What role do private donations play in funding antifa groups in the US?
Executive summary
Available reporting shows debate and investigations into whether private philanthropy and nonprofit networks fund groups or ecosystems associated with “antifa,” but coverage is fragmented and contested; some outlets and investigators allege large donations channelled through foundations and fiscal intermediaries (claims about tens of millions and specific foundations appear in advocacy reporting) while mainstream outlets emphasize that “antifa” is a diffuse movement without a central treasury [1] [2]. Multiple news and research organizations are actively trying to trace money flows, and federal officials have elevated the issue into policy discussions [3] [4].

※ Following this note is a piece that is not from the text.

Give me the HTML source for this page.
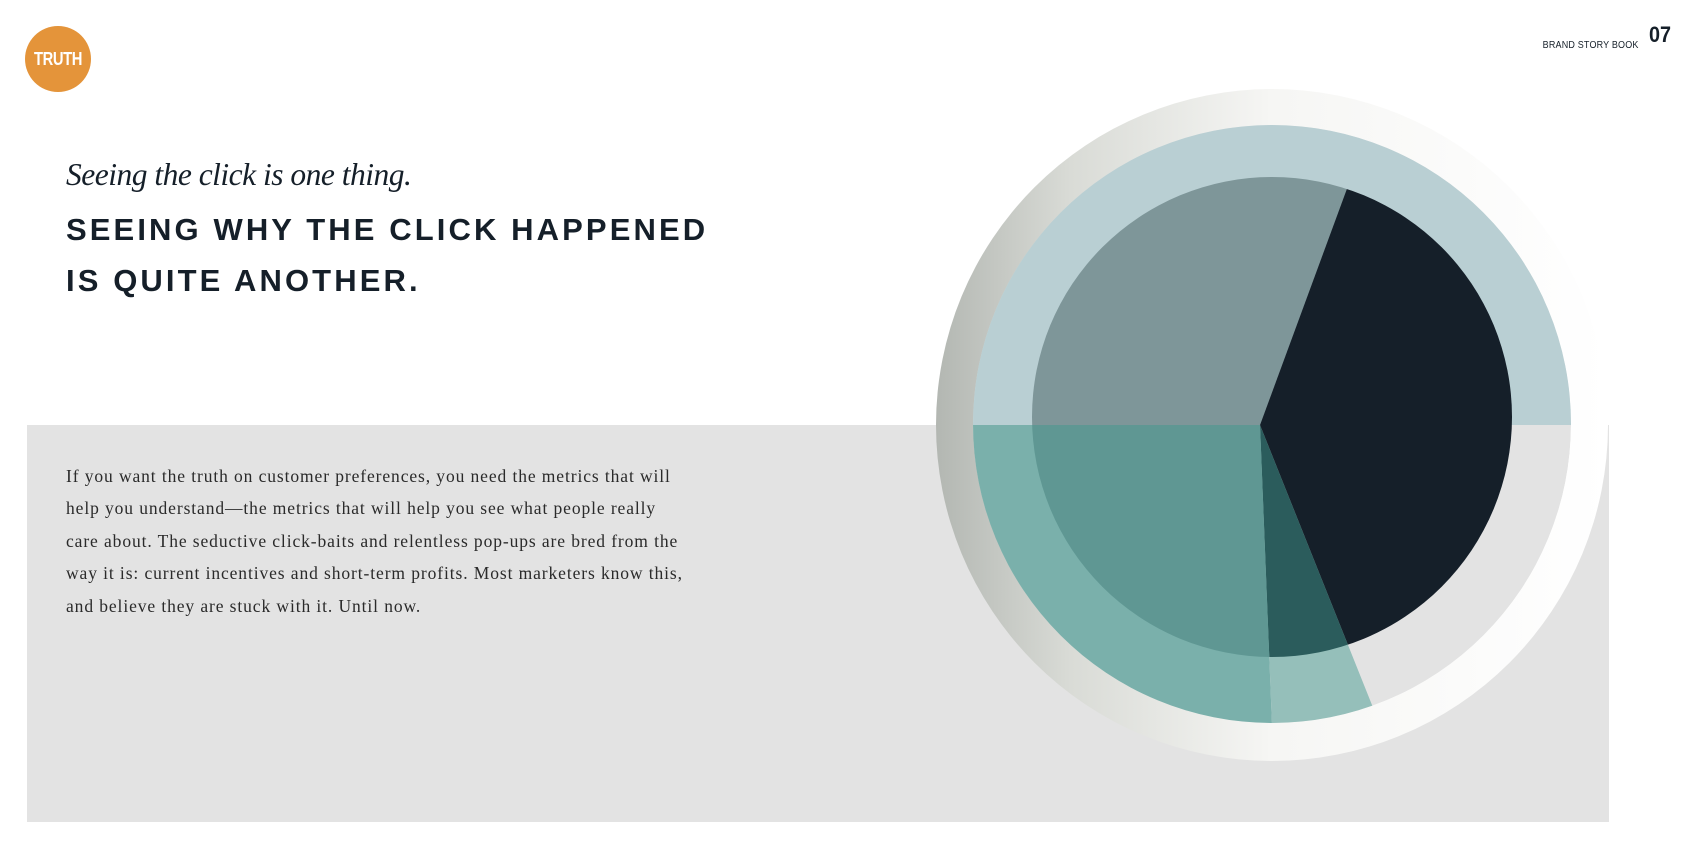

1. Private donors, foundations and the “ecosystem” narrative
A line of reporting and advocacy research portrays a funding ecosystem in which wealthy donors and philanthropic foundations — sometimes routed through fiscal sponsors or grant-advising firms — supply money to progressive networks that in turn fund organizations or bail/protest funds linked by critics to antifa-aligned protest activity; one investigation asserts “tens of millions” were routed through intermediaries and names specific foundations as actors in that ecosystem [1]. These accounts treat funding as indirect: donors give to nonprofits, which support protest infrastructure (legal defense, bail funds, organizing), rather than to a single centralized “antifa” organization [1].
2. Crowdfunds and organized defence funds: grassroots money flows
There is direct evidence that explicitly antifa-affiliated or antifa-supportive crowdfunding and defense funds solicit private donations for legal defense and related costs — for example, the International Anti-Fascist Defence Fund publicly solicits and accepts private donations to support activists facing prosecution, and it frames donations as community solidarity to pay legal bills and needs [5]. That indicates a clear channel by which private individuals fund people described as anti-fascists, independent of large philanthropic actors [5].

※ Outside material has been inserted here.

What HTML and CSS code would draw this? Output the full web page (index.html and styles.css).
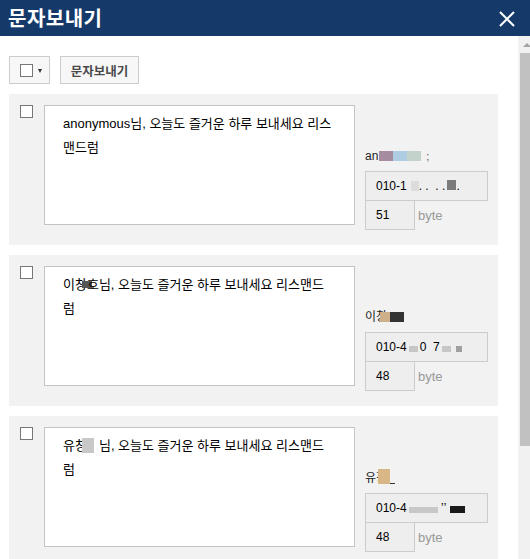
FILE: index.html
```html
<!DOCTYPE html>
<html lang="ko">
<head>
<meta charset="utf-8">
<title>문자보내기</title>
<link rel="stylesheet" href="styles.css">
</head>
<body>
<div class="header">
  <h1 class="title">문자보내기</h1>
  <span class="close" aria-label="닫기"><svg width="16" height="16" viewBox="0 0 16 16"><path d="M1 1L15 15M15 1L1 15" stroke="#fff" stroke-width="2" fill="none"/></svg></span>
</div>
<div class="frame">
  <div class="content">
    <div class="toolbar">
      <div class="btn btn-check"><span class="chk"></span><span class="caret"></span></div>
      <div class="btn btn-send">문자보내기</div>
    </div>

    <div class="card">
      <span class="chk"></span>
      <div class="msg">anonymous님, 오늘도 즐거운 하루 보내세요 리스맨드럼</div>
      <div class="info">
        <div class="name">an<span class="blk b-purple"></span><span class="blk b-blue"></span><span class="blk b-green"></span><span class="semi">;</span></div>
        <div class="phone">010-1<span class="blk b-light"></span><span class="dots">. .&nbsp;&nbsp;. .</span><span class="blk b-dark"></span>.</div>
        <div class="bytes"><span class="count">51</span><span class="unit">byte</span></div>
      </div>
    </div>

    <div class="card">
      <span class="chk"></span>
      <div class="msg">이창<span class="redact r-dark"></span>호님, 오늘도 즐거운 하루 보내세요 리스맨드럼</div>
      <div class="info">
        <div class="name">이창<span class="blk b-tan"></span><span class="blk b-black"></span></div>
        <div class="phone">010-<span class="cut">4</span><span class="blk b-light2"></span><span class="cut">0</span>&nbsp;&nbsp;<span class="cut">7</span><span class="blk b-light2"></span><span class="blk b-mid"></span></div>
        <div class="bytes"><span class="count">48</span><span class="unit">byte</span></div>
      </div>
    </div>

    <div class="card">
      <span class="chk"></span>
      <div class="msg">유창<span class="redact r-light"></span>님, 오늘도 즐거운 하루 보내세요 리스맨드럼</div>
      <div class="info">
        <div class="name">유창<span class="blk b-tan2"></span><span class="uline"></span></div>
        <div class="phone">010-4<span class="blk b-wide"></span><span class="cut">&nbsp;&#700;&#700;</span><span class="blk b-black2"></span></div>
        <div class="bytes"><span class="count">48</span><span class="unit">byte</span></div>
      </div>
    </div>
  </div>
  <div class="scrollbar"><span class="arrow"></span><span class="thumb"></span></div>
</div>
</body>
</html>
```

FILE: styles.css
```css
* { box-sizing: border-box; }
html, body { margin: 0; padding: 0; }
body {
  width: 530px;
  height: 559px;
  overflow: hidden;
  background: #fff;
  font-family: "Liberation Sans", "Noto Sans CJK KR", sans-serif;
  font-size: 12px;
  color: #000;
}

.header {
  height: 36px;
  background: #153a6a;
  display: flex;
  align-items: center;
  justify-content: space-between;
  padding: 0 15px 0 8px;
}
.title {
  margin: 0;
  color: #fff;
  font-family: "Noto Sans CJK KR", sans-serif;
  font-size: 20px;
  font-weight: 700;
  line-height: 36px;
  letter-spacing: 0.5px;
}
.close { display: flex; width: 16px; height: 16px; margin-top: 1px; }

.frame {
  display: flex;
  height: 523px;
  overflow: hidden;
}
.content {
  flex: 1;
  padding: 20px 20px 0 9px;
}
.scrollbar {
  flex: none;
  width: 12px;
  background: #f1f1f1;
  display: flex;
  flex-direction: column;
  overflow: hidden;
}
.arrow {
  display: block;
  width: 0;
  height: 0;
  margin: 7px 0 0 5px;
  border-left: 4px solid transparent;
  border-right: 4px solid transparent;
  border-bottom: 4px solid #a3a3a3;
}
.thumb {
  display: block;
  margin: 6px 0 0 2px;
  width: 10px;
  height: 393px;
  background: #c1c1c1;
}

.toolbar {
  display: flex;
  gap: 10px;
  margin-bottom: 10px;
}
.btn {
  height: 28px;
  border: 1px solid #cccccc;
  background: #f7f7f7;
  display: flex;
  align-items: center;
}
.btn-check {
  width: 41px;
  padding: 1px 0 0 10px;
  gap: 5px;
}
.caret {
  width: 0;
  height: 0;
  border-left: 2.5px solid transparent;
  border-right: 2.5px solid transparent;
  border-top: 4px solid #333;
}
.btn-send {
  width: 79px;
  justify-content: center;
  font-family: "Noto Sans CJK KR", sans-serif;
  font-weight: 700;
  font-size: 12.5px;
  color: #4a4a4a;
}

.chk {
  display: block;
  flex: none;
  width: 13px;
  height: 13px;
  border: 1px solid #777;
  background: #fff;
}

.card {
  width: 489px;
  height: 151px;
  background: #f2f2f2;
  display: flex;
  align-items: flex-start;
  padding: 11px 10px 15px 11px;
  margin-bottom: 10px;
}
.card > .chk { margin-right: 11px; }
.msg {
  flex: none;
  width: 311px;
  height: 120px;
  background: #fff;
  border: 1px solid #c4c4c4;
  padding: 6px 20px 0 18px;
  line-height: 24px;
  font-size: 13px;
  color: #000;
}
.info {
  flex: none;
  width: 123px;
  margin-left: 10px;
  align-self: stretch;
  display: flex;
  flex-direction: column;
  justify-content: flex-end;
}
.name {
  height: 20px;
  line-height: 20px;
  margin-bottom: 5px;
  color: #222;
  display: flex;
  align-items: center;
  white-space: nowrap;
}
.phone {
  height: 30px;
  border: 1px solid #cccccc;
  background: #eeeeee;
  padding-left: 10px;
  display: flex;
  align-items: center;
  white-space: nowrap;
  font-size: 12px;
}
.bytes {
  display: flex;
  align-items: center;
  margin-top: -1px;
}
.count {
  width: 50px;
  height: 30px;
  border: 1px solid #cccccc;
  background: #eeeeee;
  padding-left: 10px;
  display: flex;
  align-items: center;
}
.unit {
  margin-left: 3px;
  font-size: 13px;
  color: #999;
}

.blk { display: inline-block; flex: none; height: 10px; }
.b-purple { width: 14px; background: #a58c9f; margin-left: 1px; }
.b-blue { width: 14px; background: #aecde2; }
.b-green { width: 14px; background: #c3d2cb; }
.semi { margin-left: 5px; color: #556; font-size: 11px; }
.b-light { width: 8px; background: #dcdcdc; margin-left: 4px; }
.b-dark { width: 9px; background: #7b7b7b; margin-left: 2px; margin-top: -2px; }
.b-tan { width: 10px; background: #cdb08a; margin-left: -7px; }
.b-black { width: 14px; background: #333; }
.cut { display: inline-block; }
.b-light2 { width: 9px; height: 6px; background: #c6c6c6; margin: 4px 2px 0; }
.b-mid { width: 6px; height: 6px; background: #a0a0a0; margin: 4px 0 0 3px; }
.b-tan2 { width: 12px; height: 15px; background: #d9b685; margin-left: -9px; margin-top: -4px; }
.uline { display: inline-block; width: 5px; height: 1px; background: #333; margin-top: 10px; }
.b-wide { width: 29px; height: 6px; background: #c8c8c8; margin-left: 2px; margin-top: 4px; }
.b-black2 { width: 15px; height: 7px; background: #1a1a1a; margin-left: 4px; margin-top: 3px; }

.redact { display: inline-block; vertical-align: middle; }
.r-dark { width: 10px; height: 7px; background: #555; margin: 0 -5px 2px -5px; }
.r-light { width: 12px; height: 15px; background: #c8c8c8; margin: 0 5px 0 -5px; vertical-align: -3px; }
```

3. Disagreement over scale and intent
Claims about scale and intent diverge across the record. Investigative pieces and advocacy groups assert large-dollar philanthropy (including alleged rerouting through grantmakers) materially underpins protest ecosystems and bail funds [1]. Other reporting — and mainstream outlets' framing — emphasizes that “antifa” is a decentralized political culture without membership rolls or a single bank account, which complicates assertions that private donors fund “antifa” as an organization [2]. Thus, whether donations “fund antifa” depends on definitions: funding protest networks and legal-defense funds is different from funding a unified organization called “antifa” [1] [2].
4. Political and investigative drivers shaping the narrative
Federal political actors and advocacy researchers have prioritized tracing funding, which affects coverage and interpretation: multiple research groups and Trump administration officials publicly committed to investigating who funds antifa, and that framing has led to reports tying nonprofits and tax-exempt groups to protest activity [3] [4]. Readers should note this context — political agendas to designate or discredit movements can shape which money flows are highlighted and how connections are portrayed [3].

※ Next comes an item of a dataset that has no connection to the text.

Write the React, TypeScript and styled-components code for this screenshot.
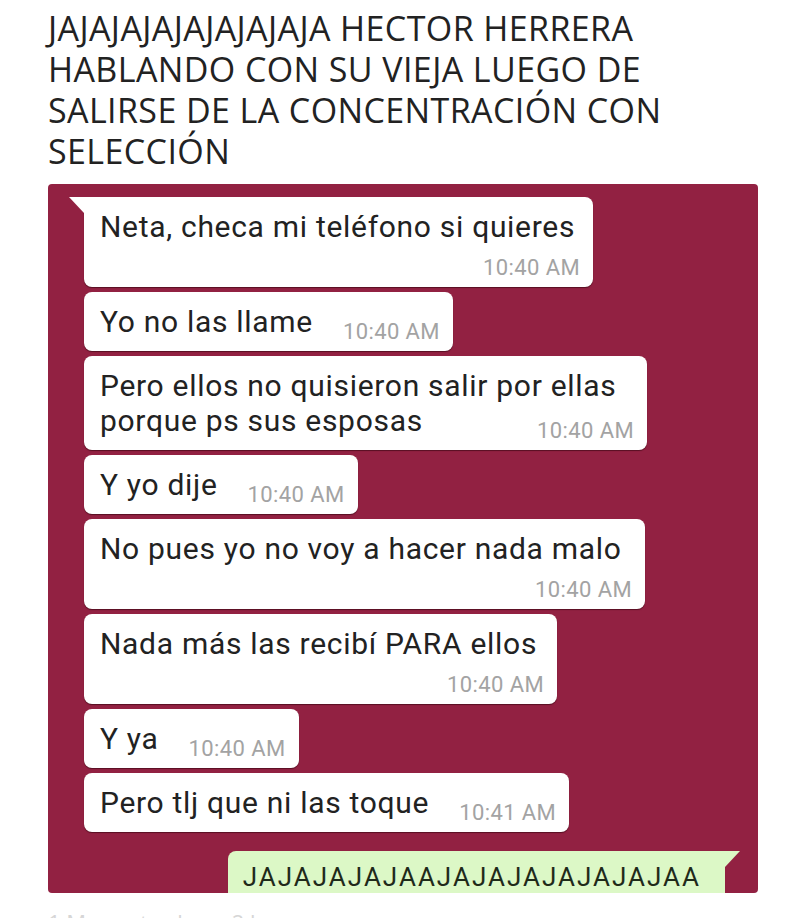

5. Evidence gaps and methodological limits
Available sources do not provide comprehensive audited money trails directly proving that named foundations financed violent acts or a centralized antifa organization; the materials show allegations, intermediary grant pathways, and crowdfunding for defense funds, but not a single definitive ledger tying a foundation to “antifa” as an entity [1] [5]. Major outlets caution that “antifa” lacks centralized structures, which limits the ability to point to a single recipient of philanthropy [2].
6. How to interpret future reporting and claims
Assess future claims by distinguishing three things reporters and investigators can show: (A) donations to grassroots legal/defense funds and local mutual aid (clear from crowdfunding examples) [5]; (B) grants from foundations to progressive nonprofits that in turn support protest infrastructure (alleged by investigative reporting) [1]; and (C) direct funding of a centralized “antifa” organization — which is not supported by current mainstream reporting because antifa is a decentralized phenomenon [1] [2]. Watch for primary documents (grant agreements, tax filings) and naming of intermediaries when assessing new allegations [1] [3].
7. Bottom line for readers
Private donations do flow to legal-defense funds and progressive networks associated with street activism, and investigators and political actors are actively looking for larger funding links [5] [3]. But whether those donations “fund antifa” as a unified organization is disputed in reporting: certain investigations allege large philanthropic involvement via intermediaries while other outlets stress antifa’s decentralized nature and the resulting limits on labeling those funds as supporting a single group [1] [2]. Available sources do not present a universally endorsed, audited accounting tying specific foundations directly to a centralized antifa organization [1] [2].